Duplicated examples in db-out for ner.train

hi @vsocrates!

Thanks for your question and welcome to the Prodigy community :wave:

Said differently, are you asking how are duplicates handled in prodigy train? That's a great question because by default, prodigy train will drop duplicates based on the input_hash.

Here's an old post that ways the number of examples in the dataset may be different than what is trained.

From this post, you can run this snippet to check on the unique input hashes:

from prodigy.components.db import connect
db = connect()
input_hashes = db.get_input_hashes(["dataset_name"])
print(len(set(input_hashes)))

Also, consider adding PRODIGY_LOGGING=basic to see if anything else is being skipped.

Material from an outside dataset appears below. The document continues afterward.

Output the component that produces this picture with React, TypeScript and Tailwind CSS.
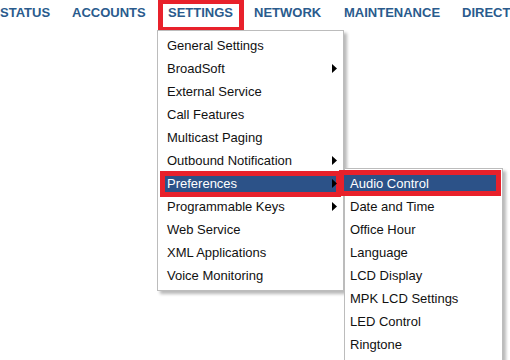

Just curious, did each annotator annotate all of the examples or were all records annotated only once?

Related, were you aware of multi-user sessions to annotate the data? If so, did you modify feed_overlap?

Ideally, you could have used the multi-user sessions to identify who labeled what and then used the feed_overlap to determine whether you wanted each annotator to annotate all of the examples ("feed_overlap" = true) or send out each example in the data once to whoever is available ("feed_overlap" = false, which is the default behavior).

This is a good point! I'll make a note and consider adding more documentation or creating some future content that mentions this point.

One last small point -- while the train and data-to-spacy functions dedup based on input_hash, when reading in data for annotation, recipes by default exclude duplicates by task_hash (see config options). This can be modified by changing "exclude_by" to "input" in the config or as an override.

Let us know if you have any further questions!